The plaintiff also argues that the building laws exclusion should be held unenforceable as against the public policy of this state. The plaintiff concedes that there is no Illinois case which directly addresses this issue. The cases cited by the parties in arguing this point are readily distinguishable on their facts or on the issue of law presented. For example, most of the cases relied on by the plaintiff, (e.g. Hertog v. Milwaukee Mutual Insurance Co. (1987), 415 N.W.2d 370; Stahlberg v Travelers Indemnity Co. (1978), 568 S.W.2d 79; Unified School District No. 285 v. St. Paul Fire and Marine Insurance Co. (1981), 6 Kan.App.2d 244, 627 P.2d 1147) involve the enforceability of such exclusionary provisions in states which have valued policy statutes. Valued policy statutes require that in cases of total loss the insurer must pay the whole amount mentioned in the policy. (Hertog v. Milwaukee Mutual Insurance Co. (1987), 415 N.W.2d 370.) Courts in these states have limited the reach of these exclusionary provisions when insurers attempt to use them to limit their liability, in cases of a total loss, to less than the face value of the policy.

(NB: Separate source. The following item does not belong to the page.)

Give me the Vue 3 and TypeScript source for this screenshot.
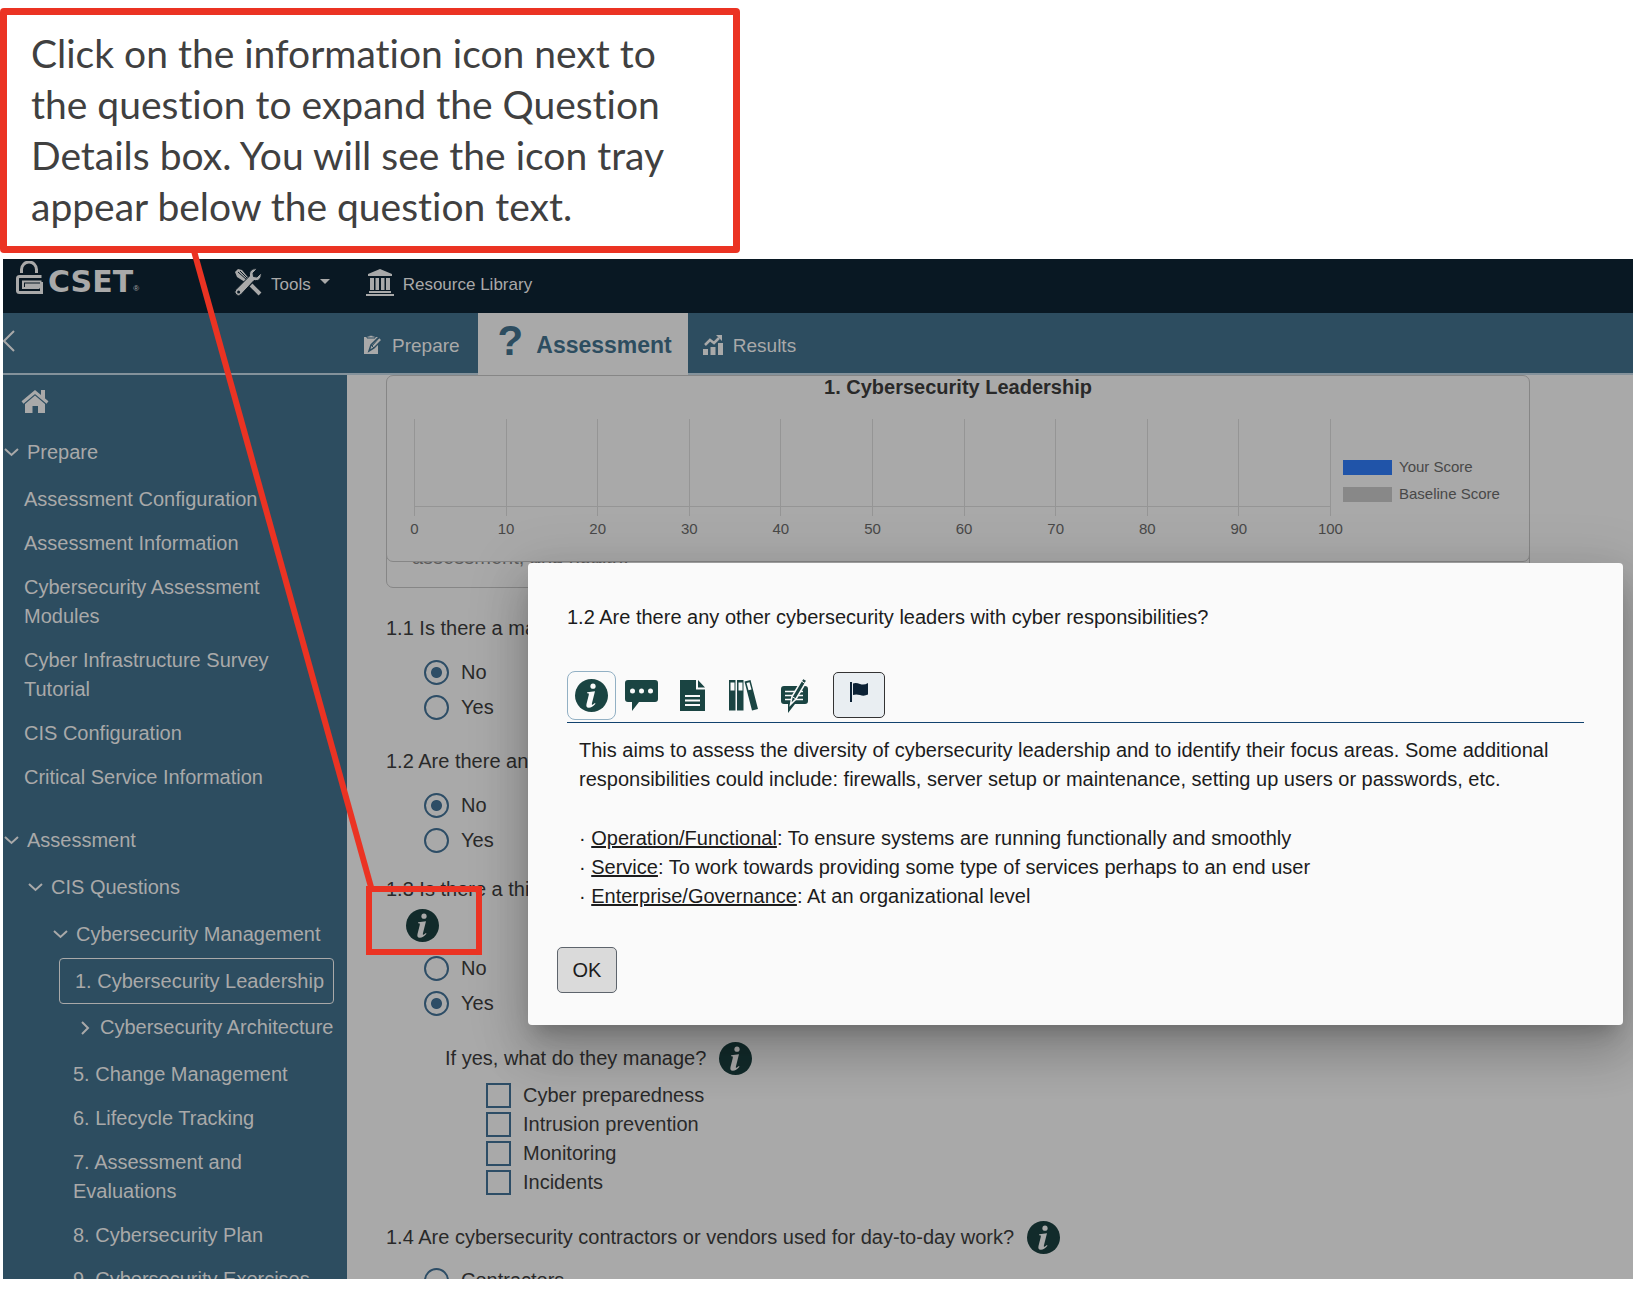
<script setup lang="ts">
import { ref } from 'vue'

interface NavRow {
  label: string
  kind: 'group' | 'closed' | 'leaf' | 'current'
  level: number
  spaced?: boolean
}

const nav: NavRow[] = [
  { label: 'Prepare', kind: 'group', level: 0 },
  { label: 'Assessment Configuration', kind: 'leaf', level: 0 },
  { label: 'Assessment Information', kind: 'leaf', level: 0 },
  { label: 'Cybersecurity Assessment Modules', kind: 'leaf', level: 0 },
  { label: 'Cyber Infrastructure Survey Tutorial', kind: 'leaf', level: 0 },
  { label: 'CIS Configuration', kind: 'leaf', level: 0 },
  { label: 'Critical Service Information', kind: 'leaf', level: 0 },
  { label: 'Assessment', kind: 'group', level: 0, spaced: true },
  { label: 'CIS Questions', kind: 'group', level: 1 },
  { label: 'Cybersecurity Management', kind: 'group', level: 2 },
  { label: '1. Cybersecurity Leadership', kind: 'current', level: 2 },
  { label: 'Cybersecurity Architecture', kind: 'closed', level: 3 },
  { label: '5. Change Management', kind: 'leaf', level: 2 },
  { label: '6. Lifecycle Tracking', kind: 'leaf', level: 2 },
  { label: '7. Assessment and Evaluations', kind: 'leaf', level: 2 },
  { label: '8. Cybersecurity Plan', kind: 'leaf', level: 2 },
  { label: '9. Cybersecurity Exercises', kind: 'leaf', level: 2 },
]

const ticks = [0, 10, 20, 30, 40, 50, 60, 70, 80, 90, 100]
const managed = ['Cyber preparedness', 'Intrusion prevention', 'Monitoring', 'Incidents']
const details = [
  { term: 'Operation/Functional', text: 'To ensure systems are running functionally and smoothly' },
  { term: 'Service', text: 'To work towards providing some type of services perhaps to an end user' },
  { term: 'Enterprise/Governance', text: 'At an organizational level' },
]

const q1 = ref('No')
const q2 = ref('No')
const q3 = ref('Yes')
const q4 = ref('')
const checked = ref<string[]>([])
</script>

<template>
  <div class="page">
    <svg class="defs" width="0" height="0" aria-hidden="true">
      <symbol id="info" viewBox="0 0 33 33">
        <circle cx="16.500" cy="16.500" r="16.500" fill="currentColor" />
        <circle cx="18" cy="7.200" r="2.600" fill="var(--hole)" />
        <path
          d="M12.200 13.200 20 12.200 16.900 24.600c-.4 1.700.5 1.600 3-.6l.6.800c-2.400 2.900-4.700 4-6.800 3.900-2.100-.1-2.700-1.500-2.200-3.700l2.200-8.800c.4-1.700 0-2-1.700-2z"
          fill="var(--hole)"
        />
      </symbol>
    </svg>

    <p class="callout">
      Click on the information icon next to<br />
      the question to expand the Question<br />
      Details box. You will see the icon tray<br />
      appear below the question text.
    </p>

    <div class="shell">
      <header class="topbar">
        <a class="logo" href="#">
          <svg width="27" height="34" viewBox="0 0 27 34" fill="none" stroke="currentColor">
            <path d="M5.500 12V8.500a7.500 7.500 0 0 1 15 0V12" stroke-width="3" />
            <path d="M3.500 15.500H25.500M1.500 30.500V17.500Q1.500 15.500 3.500 15.500M1.500 29.500Q1.500 31.500 3.500 31.500H25.500V21" stroke-width="3" />
            <path d="M25.500 20.500H7V27H23" stroke-width="2" />
            <path d="M9 25H26" stroke-width="5" />
          </svg>
          <span class="wordmark">CSET</span><span class="reg">®</span>
        </a>
        <button class="menu tools" type="button">
          <svg width="28" height="28" viewBox="0 0 28 28">
            <path d="M1 4 4 1 8 2 17 13 14 16 3 9Z" fill="currentColor" />
            <path d="M4 4 13 12M6 3 14 11" stroke="#091823" stroke-width="1" />
            <path d="M17 17 26 26" stroke="currentColor" stroke-width="4" />
            <path
              d="M27 5 23 9 19.500 8.500 19 5 23 1C18 0 15 3 15.500 8L2 21.500a3.500 3.500 0 0 0 5 5L20 12.500c5 1 8-2.500 7-7.500z"
              fill="currentColor" stroke="#091823"
            />
            <circle cx="4.600" cy="24" r="1.500" fill="#091823" />
          </svg>
          <span>Tools</span>
          <svg class="caret" width="10" height="5" viewBox="0 0 10 5"><path d="M0 0H10L5 5Z" fill="currentColor" /></svg>
        </button>
        <button class="menu" type="button">
          <svg width="28" height="27" viewBox="0 0 28 27" fill="currentColor">
            <path d="M14 0 26 5V7H2V5ZM4 9H8V21H4ZM9.500 9H13V21H9.500ZM15 9H18.500V21H15ZM20 9H24V21H20ZM3 22H25V24H3ZM0 25H28V27H0Z" />
          </svg>
          <span>Resource Library</span>
        </button>
      </header>

      <nav class="tabs">
        <button class="back" type="button" aria-label="Back">
          <svg width="12" height="22" viewBox="0 0 12 22"><path d="M11 1 1 11 11 21" fill="none" stroke="currentColor" stroke-width="2" /></svg>
        </button>
        <a class="tab" href="#">
          <svg width="20" height="20" viewBox="0 0 20 20">
            <path d="M1 2H15V19H1Z" fill="currentColor" />
            <path d="M4 3V1H6Q8-1 10 1H12V3Z" fill="currentColor" stroke="#2d4d60" />
            <path d="M6 16 8 10 16 2 19 5 11 13Z" fill="currentColor" stroke="#2d4d60" stroke-width="1.500" />
            <path d="M8 10 11 13M16 3 9 11" stroke="#2d4d60" />
          </svg>
          <span>Prepare</span>
        </a>
        <a class="tab active" href="#" aria-current="page">
          <span class="mark" aria-hidden="true">?</span>
          <span>Assessment</span>
        </a>
        <a class="tab" href="#">
          <svg width="21" height="20" viewBox="0 0 21 20">
            <path d="M0 14H5V20H0ZM7.500 12H12.500V20H7.500ZM15 8H20V20H15Z" fill="currentColor" />
            <path d="M2 10 7 5 11 8 16 3" fill="none" stroke="currentColor" stroke-width="2.500" />
            <path d="M13 0H19V6Z" fill="currentColor" />
          </svg>
          <span>Results</span>
        </a>
      </nav>

      <div class="body">
        <aside class="sidebar">
          <a class="home" href="#" aria-label="Home">
            <svg width="28" height="23" viewBox="0 0 28 23">
              <path d="M1.500 12.500 14 2 26.500 12.500" fill="none" stroke="currentColor" stroke-width="3" />
              <path d="M20 0H24V9L20 6Z" fill="currentColor" />
              <path d="M14 5.500 24 14V23H17V16H11.500V23H4V14Z" fill="currentColor" />
            </svg>
          </a>
          <a
            v-for="row in nav"
            :key="row.label"
            href="#"
            class="row"
            :class="[row.kind, 'level' + row.level, { spaced: row.spaced }]"
          >
            <svg v-if="row.kind === 'group'" width="15" height="10" viewBox="0 0 15 10">
              <path d="M1 1 7.500 7 14 1" fill="none" stroke="currentColor" stroke-width="2" />
            </svg>
            <svg v-if="row.kind === 'closed'" width="15" height="14" viewBox="0 0 15 14">
              <path d="M5 1 11 7 5 13" fill="none" stroke="currentColor" stroke-width="2" />
            </svg>
            <span>{{ row.label }}</span>
          </a>
        </aside>

        <main class="content">
          <section class="chart">
            <h2>1. Cybersecurity Leadership</h2>
            <div class="chart-row">
              <div class="plot">
                <div v-for="t in ticks" :key="t" class="tick">
                  <i></i>
                  <span>{{ t }}</span>
                </div>
              </div>
              <ul class="legend">
                <li><i class="yours"></i>Your Score</li>
                <li><i class="baseline"></i>Baseline Score</li>
              </ul>
            </div>
          </section>
          <div class="intro">assessment, and health.</div>

          <fieldset class="question first">
            <legend>1.1 Is there a manager</legend>
            <div class="options">
              <label v-for="o in ['No', 'Yes']" :key="o"><input v-model="q1" type="radio" name="q1" :value="o" />{{ o }}</label>
            </div>
          </fieldset>

          <fieldset class="question second">
            <legend>1.2 Are there any other</legend>
            <div class="options">
              <label v-for="o in ['No', 'Yes']" :key="o"><input v-model="q2" type="radio" name="q2" :value="o" />{{ o }}</label>
            </div>
          </fieldset>

          <fieldset class="question third">
            <legend>1.3 Is there a third</legend>
            <button class="info below" type="button" aria-label="Question details">
              <svg width="33" height="33"><use href="#info" /></svg>
            </button>
            <div class="options">
              <label v-for="o in ['No', 'Yes']" :key="o"><input v-model="q3" type="radio" name="q3" :value="o" />{{ o }}</label>
            </div>
            <div class="followup">
              <div class="prompt">
                <span>If yes, what do they manage?</span>
                <button class="info" type="button" aria-label="Follow-up details">
                  <svg width="33" height="33"><use href="#info" /></svg>
                </button>
              </div>
              <div class="checks">
                <label v-for="m in managed" :key="m"><input v-model="checked" type="checkbox" :value="m" />{{ m }}</label>
              </div>
            </div>
          </fieldset>

          <fieldset class="question fourth">
            <legend class="prompt">
              <span>1.4 Are cybersecurity contractors or vendors used for day-to-day work?</span>
              <button class="info" type="button" aria-label="Question details">
                <svg width="33" height="33"><use href="#info" /></svg>
              </button>
            </legend>
            <div class="options">
              <label><input v-model="q4" type="radio" name="q4" value="Contractors" />Contractors</label>
            </div>
          </fieldset>
        </main>
      </div>

      <section class="dialog" role="dialog" aria-labelledby="dialog-title">
        <div class="dialog-main">
          <h3 id="dialog-title">1.2 Are there any other cybersecurity leaders with cyber responsibilities?</h3>
          <div class="tray">
            <button class="tray-btn selected" type="button" aria-label="Information">
              <svg width="33" height="33"><use href="#info" /></svg>
            </button>
            <button class="tray-btn" type="button" aria-label="Comments">
              <svg width="33" height="31" viewBox="0 0 33 31">
                <path d="M3 0H30Q33 0 33 3V19Q33 22 30 22H14L7 31V22H3Q0 22 0 19V3Q0 0 3 0Z" fill="currentColor" />
                <g fill="#fafafa"><circle cx="7.500" cy="11" r="2.500" /><circle cx="16.500" cy="11" r="2.500" /><circle cx="25.500" cy="11" r="2.500" /></g>
              </svg>
            </button>
            <button class="tray-btn" type="button" aria-label="Documents">
              <svg width="25" height="31" viewBox="0 0 25 31">
                <path d="M0 0H16V9.500H25V31H0ZM18 0 25 7.500H18Z" fill="currentColor" />
                <path d="M5 16H20M5 20.500H20M5 25H20" stroke="#fafafa" stroke-width="2" />
              </svg>
            </button>
            <button class="tray-btn" type="button" aria-label="References">
              <svg width="29" height="31" viewBox="0 0 29 31">
                <path d="M0 0H6.500V30.500H0ZM8 0H14.500V30.500H8ZM15.500 1.500 21.500 0 29 29 23 30.500Z" fill="currentColor" />
                <path d="M1.500 2.500H5.500V10.500H1.500ZM9.500 2.500H13.500V10.500H9.500ZM17.500 3 20.500 2.300 22.500 9.500 19.500 10.300Z" fill="#fafafa" />
              </svg>
            </button>
            <button class="tray-btn" type="button" aria-label="Observations">
              <svg width="27" height="35" viewBox="0 0 27 35">
                <path d="M3 8H24Q27 8 27 11V23Q27 26 24 26H14L7 35V26H3Q0 26 0 23V11Q0 8 3 8Z" fill="currentColor" />
                <path d="M4 13.500H22M4 17.500H22M4 21.500H22" stroke="#fafafa" stroke-width="1.500" />
                <path d="M22 0 26 2.500 15 21 9.500 26.500 11 18.500Z" fill="currentColor" stroke="#fafafa" stroke-width="1.500" />
                <path d="M20.500 3 24 5.500M11 18.500 15 21" stroke="#fafafa" />
              </svg>
            </button>
            <button class="flag" type="button" aria-label="Flag">
              <svg width="18" height="20" viewBox="0 0 18 20">
                <path d="M0 0H2V20H0Z" fill="#0b2135" />
                <path d="M3 1.500Q6 .5 10 2 14 3.500 18 1V12.500Q14 14.500 10 13 6 12 3 13Z" fill="#0b2135" />
              </svg>
            </button>
          </div>
          <div class="dialog-text">
            <p>
              This aims to assess the diversity of cybersecurity leadership and to identify their focus areas. Some additional
              responsibilities could include: firewalls, server setup or maintenance, setting up users or passwords, etc.
            </p>
            <p v-for="d in details" :key="d.term" class="detail">· <u>{{ d.term }}</u>: {{ d.text }}</p>
          </div>
        </div>
        <button class="ok" type="button">OK</button>
      </section>
    </div>

    <svg class="pointer" width="500" height="720" viewBox="0 0 500 720" aria-hidden="true">
      <path d="M194 0 371 636" stroke="#eb3323" stroke-width="6" />
      <rect x="369" y="638" width="110" height="63" fill="none" stroke="#eb3323" stroke-width="6" />
    </svg>
  </div>
</template>

<style>
body {
  margin: 0;
  background: #fff;
}
</style>

<style scoped>
* {
  box-sizing: border-box;
}
.page {
  position: relative;
  display: flex;
  flex-direction: column;
  align-items: stretch;
  height: 100vh;
  padding: 8px 0 14px 3px;
  overflow: hidden;
  font-family: "Liberation Sans", Arial, sans-serif;
  font-size: 20px;
  line-height: 29px;
}
.defs {
  position: absolute;
}
button {
  padding: 0;
  border: 0;
  background: none;
  color: inherit;
  font: inherit;
}
a {
  color: inherit;
  text-decoration: none;
}
svg {
  display: block;
  flex: none;
}
.callout {
  align-self: flex-start;
  width: 740px;
  margin: 0 0 6px -3px;
  padding: 13px 24px 14px;
  border: 7px solid #eb3323;
  border-radius: 4px;
  color: #404040;
  font-family: Lato, sans-serif;
  font-size: 39px;
  font-variant-ligatures: none;
  line-height: 51px;
  white-space: nowrap;
}
.shell {
  position: relative;
  display: flex;
  flex: 1;
  flex-direction: column;
  min-height: 0;
  overflow: hidden;
  background: #a9a9a9;
}
.topbar {
  display: flex;
  align-items: center;
  height: 54px;
  flex: none;
  padding: 0 13px 8px;
  background: #091823;
  color: #a9a9a9;
  font-size: 17px;
}
.logo {
  display: flex;
  align-items: flex-end;
  width: 218px;
  padding-bottom: 8px;
}
.wordmark {
  margin-left: 5px;
  font-family: "DejaVu Sans", sans-serif;
  font-size: 30px;
  font-weight: bold;
  line-height: 26px;
}
.reg {
  font-size: 8px;
  line-height: 12px;
}
.menu {
  display: flex;
  align-items: center;
  gap: 9px;
}
.menu span {
  padding-top: 5px;
}
.tools {
  margin-right: 36px;
}
.caret {
  margin-bottom: 2px;
}
.tabs {
  display: flex;
  height: 62px;
  flex: none;
  border-bottom: 2px solid #84929b;
  background: #2d4d60;
  color: #a9a9a9;
  font-size: 19px;
}
.back {
  width: 345px;
  padding-bottom: 4px;
}
.tab {
  display: flex;
  align-items: center;
  gap: 9px;
  padding: 4px 18px 0 15px;
}
.tab.active {
  gap: 13px;
  margin-bottom: -2px;
  padding: 3px 16px 0 20px;
  background: #a9a9a9;
  color: #2d4d60;
  font-size: 23px;
  font-weight: bold;
}
.mark {
  padding-bottom: 11px;
  font-size: 42px;
}
.body {
  display: flex;
  flex: 1;
  min-height: 0;
}
.sidebar {
  width: 344px;
  flex: none;
  overflow: hidden;
  background: #2d4d60;
  color: #a9a9a9;
}
.home {
  display: block;
  height: 54px;
  padding: 15px 0 0 18px;
}
.row {
  display: flex;
  align-items: center;
}
.group,
.closed {
  gap: 8px;
  height: 47px;
  padding-left: 1px;
}
.group.level1 {
  padding-left: 25px;
}
.group.level2 {
  padding-left: 50px;
}
.closed.level3 {
  padding-left: 74px;
}
.spaced {
  margin-top: 19px;
}
.leaf {
  padding: 9px 36px 6px 21px;
}
.leaf.level2 {
  padding-left: 70px;
}
.current {
  height: 46px;
  margin: 0 13px 0 56px;
  padding: 0 0 0 15px;
  border: 1px solid #a9a9a9;
  border-radius: 4px;
}
.content {
  flex: 1;
  min-width: 0;
  padding: 0 103px 0 39px;
  color: #292929;
}
.chart {
  position: relative;
  height: 187px;
  border: 1px solid #868686;
  border-radius: 7px;
  background: #a9a9a9;
}
h2,
h3,
p {
  margin: 0;
  font-size: inherit;
}
h2 {
  line-height: 23px;
  text-align: center;
}
.chart-row {
  display: flex;
  align-items: flex-start;
  gap: 12px;
  padding: 20px 28px 0 27px;
  color: #484848;
  font-size: 15px;
  line-height: 18px;
}
.plot {
  position: relative;
  display: flex;
  flex: 1;
  justify-content: space-between;
}
.plot::after {
  position: absolute;
  top: 87px;
  right: 0;
  left: 0;
  height: 1px;
  background: #959595;
  content: '';
}
.tick {
  display: flex;
  flex-direction: column;
  align-items: center;
  gap: 4px;
  width: 1px;
}
.tick i {
  width: 1px;
  height: 97px;
  background: #959595;
}
.legend {
  display: flex;
  flex-direction: column;
  gap: 9px;
  width: 158px;
  margin: 0;
  padding: 39px 0 0;
  list-style: none;
}
.legend li {
  display: flex;
  align-items: center;
  gap: 7px;
}
.legend i {
  width: 49px;
  height: 15px;
}
.yours {
  background: #2054a9;
}
.baseline {
  background: #888;
}
.intro {
  height: 46px;
  margin-top: -20px;
  padding-left: 25px;
  border: 1px solid #868686;
  border-radius: 7px;
  color: #5c5c5c;
}
.question {
  min-width: 0;
  margin: 0;
  padding: 0 0 22px;
  border: 0;
}
.first {
  padding-top: 26px;
}
.first legend {
  float: left;
}
.first .options {
  clear: both;
}
legend {
  padding: 0;
  white-space: nowrap;
}
.options {
  display: flex;
  flex-direction: column;
  padding: 12px 0 0 38px;
}
.options label {
  display: flex;
  align-items: center;
  gap: 12px;
  height: 35px;
}
.second {
  padding-bottom: 17px;
}
.third {
  padding-bottom: 24px;
}
.third .options,
.fourth .options {
  padding-top: 9px;
}
input {
  flex: none;
  width: 25px;
  height: 25px;
  margin: 0;
  border: 2px solid #2d4d66;
  appearance: none;
}
input[type='radio'] {
  border-radius: 50%;
}
input[type='radio']:checked {
  background: radial-gradient(circle, #2d4d66 5px, transparent 6px);
}
.info {
  --hole: #a9a9a9;
  color: #122b2b;
}
.below {
  display: block;
  margin: 5px 0 0 20px;
}
.followup {
  padding: 21px 0 0 59px;
}
.prompt {
  display: flex;
  align-items: center;
  gap: 13px;
}
.checks {
  padding: 6px 0 0 41px;
}
.checks label {
  display: flex;
  align-items: center;
  gap: 12px;
}
.dialog {
  position: absolute;
  top: 304px;
  right: 10px;
  left: 525px;
  padding: 40px 39px 32px 29px;
  border-radius: 4px;
  background: #fafafa;
  box-shadow:
    0 13px 18px -8px rgba(0, 0, 0, 0.2),
    0 29px 46px 4px rgba(0, 0, 0, 0.14),
    0 11px 56px 10px rgba(0, 0, 0, 0.12);
  color: #1c1c1c;
}
.dialog-main {
  padding-left: 10px;
}
h3 {
  font-weight: normal;
}
.tray {
  display: flex;
  align-items: center;
  height: 53px;
  margin-top: 38px;
  padding-bottom: 2px;
  border-bottom: 1px solid #11426e;
  color: #1a4442;
}
.tray-btn {
  --hole: #fafafa;
  display: flex;
  align-items: center;
  justify-content: center;
  width: 51px;
  height: 49px;
}
.tray-btn.selected {
  width: 49px;
  border: 1px solid #92b0c4;
  border-radius: 8px;
}
.flag {
  display: flex;
  justify-content: center;
  width: 52px;
  height: 46px;
  margin-left: 13px;
  padding-top: 9px;
  border: 1px solid #333;
  border-radius: 5px;
  background: #e9eef2;
}
.dialog-text {
  padding: 13px 0 0 12px;
}
.dialog-text p:first-child {
  margin-bottom: 30px;
}
.ok {
  width: 60px;
  height: 46px;
  margin-top: 36px;
  border: 1px solid #5d646c;
  border-radius: 5px;
  background: #dadada;
}
.pointer {
  position: absolute;
  top: 251px;
  left: 0;
  pointer-events: none;
}
</style>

In Hewins et al. v. London Assurance Corp. (1903), 184 Mass. 177, 68 N.E. 62, the insureds suffered a partial loss due to fire. The issue presented was whether the referees, in determining the amount of damages to which the insureds were entitled, "had the right to take into consideration the increased cost of repairing the building by reason of the building laws." Twelve separate policies were involved. Eleven of the policies contained the following provision: "In case of any loss or damage, the company * * * shall either pay the amount for which it shall be liable, which amount, if not agreed upon, shall be ascertained by award...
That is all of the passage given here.